Mr. Hill said he called for a defibrillator and immediately began CPR. He was able to partially revive the student but said his eyes were still unfocused and he was not fully conscious. To keep him from choking, Mr. Hill said he rolled the student onto his side.

An ambulance arrived several minutes later and it was only then that Mr. Hill said he fully grasped what had happened.

“It wasn’t until afterwards — when the ETS workers had come in and they took over — that I … got nervous. I realized I was the difference between him living and maybe dying,” Mr. Hill said.

Mr. Hill said he has been a coach since 1971, and had never dealt with a situation where someone’s heart stopped. He said there were about 40 to 50 students in the gym, plus a coach and another teacher.

“People react differently under pressure and I’m the one that responded,” he said.
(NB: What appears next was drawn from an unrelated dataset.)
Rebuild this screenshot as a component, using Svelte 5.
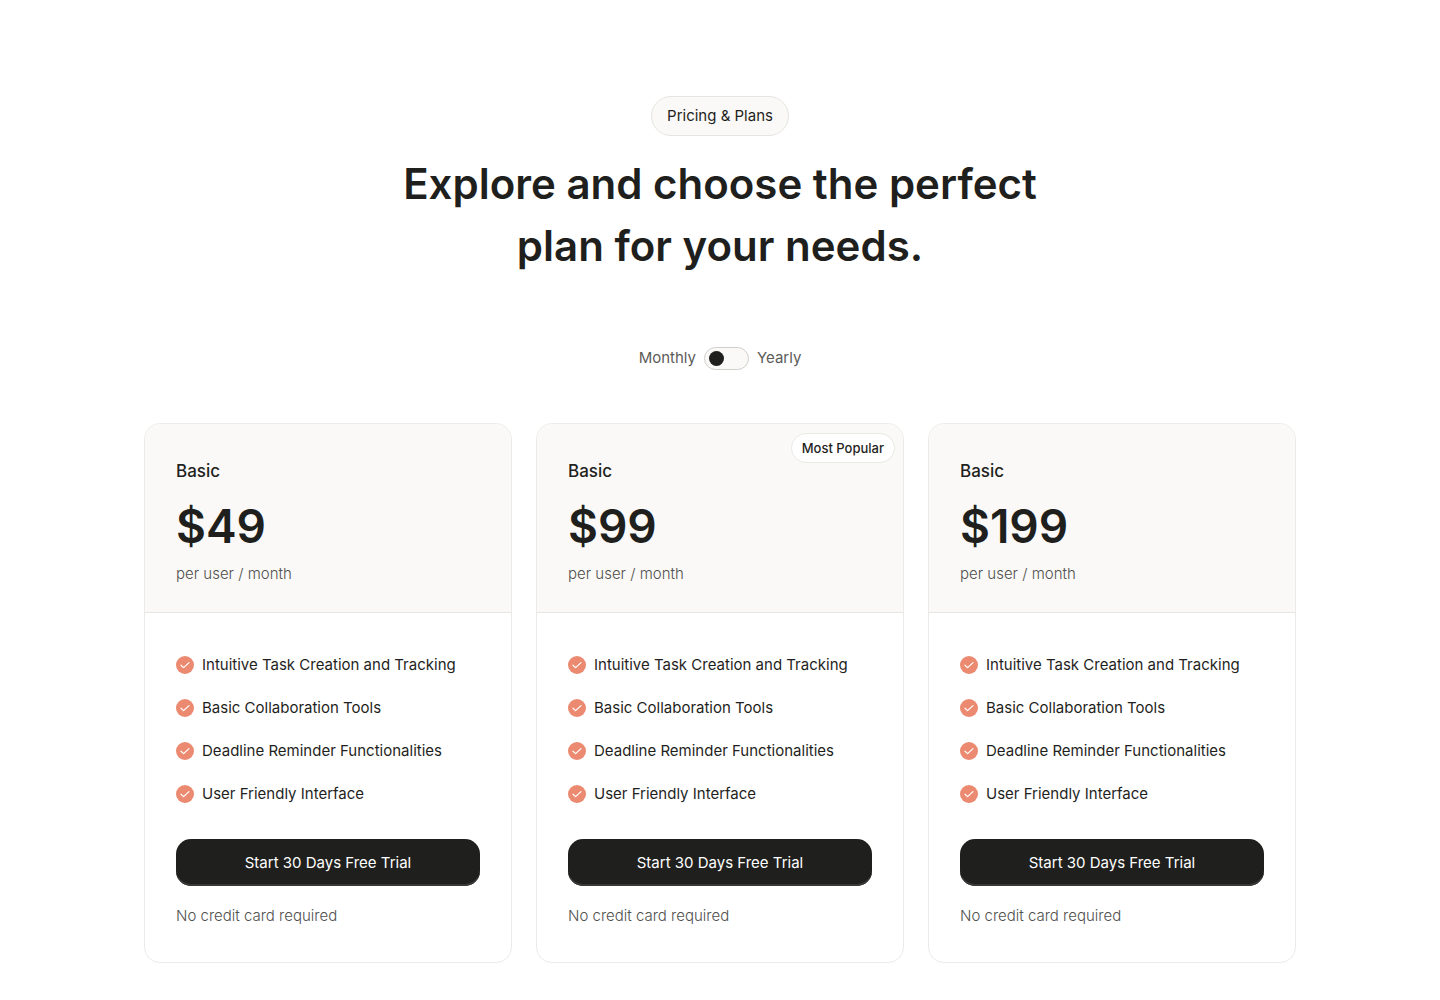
<script>
  let yearly = $state(false);
  const features = [
    'Intuitive Task Creation and Tracking',
    'Basic Collaboration Tools',
    'Deadline Reminder Functionalities',
    'User Friendly Interface'
  ];
  const plans = [
    { name: 'Basic', price: '$49', popular: false },
    { name: 'Basic', price: '$99', popular: true },
    { name: 'Basic', price: '$199', popular: false }
  ];
</script>

<main>
  <header>
    <span class="pill">Pricing &amp; Plans</span>
    <h1>Explore and choose the perfect<br />plan for your needs.</h1>
  </header>

  <label class="billing">
    <span>Monthly</span>
    <input type="checkbox" role="switch" aria-label="Bill yearly" bind:checked={yearly} />
    <span>Yearly</span>
  </label>

  <section class="plans">
    {#each plans as plan}
      <article>
        <div class="top">
          {#if plan.popular}<span class="badge">Most Popular</span>{/if}
          <h2>{plan.name}</h2>
          <p class="price">{plan.price}</p>
          <p class="muted">per user / month</p>
        </div>
        <div class="body">
          <ul>
            {#each features as feature}
              <li>
                <svg viewBox="0 0 18 18" width="18" height="18" aria-hidden="true">
                  <circle cx="9" cy="9" r="9" fill="#eb8a70" />
                  <path d="M5 9.2l2.6 2.4 5.4-5" fill="none" stroke="#fff" stroke-width="1.2" stroke-linecap="round" stroke-linejoin="round" />
                </svg>
                <span>{feature}</span>
              </li>
            {/each}
          </ul>
          <button type="button">Start 30 Days Free Trial</button>
          <p class="muted">No credit card required</p>
        </div>
      </article>
    {/each}
  </section>
</main>

<style>
  :global(body) {
    margin: 0;
    background: #fff;
  }
  main {
    box-sizing: border-box;
    max-width: 1200px;
    margin: 0 auto;
    padding: 96px 24px 37px;
    color: #1f1f1d;
    font-family: Inter, 'Liberation Sans', sans-serif;
    font-size: 15px;
    line-height: 24px;
  }
  h1, h2, p, ul {
    margin: 0;
    padding: 0;
  }
  header {
    display: flex;
    flex-direction: column;
    align-items: center;
    gap: 17px;
  }
  .pill {
    padding: 7px 15px;
    border: 1px solid #e4e4e1;
    border-radius: 20px;
    background: #faf9f7;
  }
  h1 {
    font-size: 42px;
    line-height: 62px;
    font-weight: 600;
    text-align: center;
  }
  .billing {
    display: flex;
    justify-content: center;
    align-items: center;
    gap: 8px;
    width: fit-content;
    margin: 69px auto 53px;
    color: #5c5c59;
  }
  input {
    appearance: none;
    display: flex;
    align-items: center;
    box-sizing: border-box;
    width: 45px;
    height: 23px;
    margin: 0;
    padding: 0 4px;
    border: 1px solid #cfcfcc;
    border-radius: 12px;
    background: #faf9f7;
  }
  input::before {
    content: '';
    width: 15px;
    height: 15px;
    border-radius: 50%;
    background: #1f1f1d;
  }
  input:checked {
    justify-content: flex-end;
  }
  .plans {
    display: grid;
    grid-template-columns: repeat(3, 1fr);
    gap: 24px;
  }
  article {
    border: 1px solid #ebebe9;
    border-radius: 16px;
    overflow: hidden;
  }
  .top {
    position: relative;
    padding: 35px 31px 26px;
    border-bottom: 1px solid #e6e6e4;
    background: #faf9f7;
  }
  h2 {
    font-size: 17px;
    line-height: 24px;
    font-weight: 500;
  }
  .price {
    margin: 15px 0 8px;
    font-size: 46px;
    line-height: 56px;
    font-weight: 600;
  }
  .muted {
    color: #50504d;
    font-weight: 300;
  }
  .badge {
    position: absolute;
    top: 9px;
    right: 8px;
    padding: 4px 10px;
    border: 1px solid #e8e8e5;
    border-radius: 15px;
    background: #fff;
    font-size: 13px;
    line-height: 20px;
    font-weight: 500;
  }
  .body {
    padding: 40px 31px 34px;
  }
  ul {
    display: grid;
    gap: 19px;
    list-style: none;
  }
  li {
    display: flex;
    align-items: center;
    gap: 8px;
  }
  svg {
    flex: none;
  }
  button {
    width: 100%;
    height: 47px;
    margin: 33px 0 18px;
    border: 0;
    border-radius: 15px;
    background: #1f1f1d;
    box-shadow: inset 0 -2px #383837;
    color: #fff;
    font: inherit;
    cursor: pointer;
  }
</style>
When he returned to school, Mr. Hill said the administrators at the school did not thank him but teachers, as well as the boy’s girlfriend, expressed their gratitude.

“The nicest thing was today [Oct. 29] the boy’s girlfriend came up to me and grabbed me by the hand with tears in her eyes and thanked me,” Mr. Hill recalled.

Although the student was still in the hospital on Oct. 29, Mr. Hill said he was recovering and undergoing tests to determine the cause of the incident.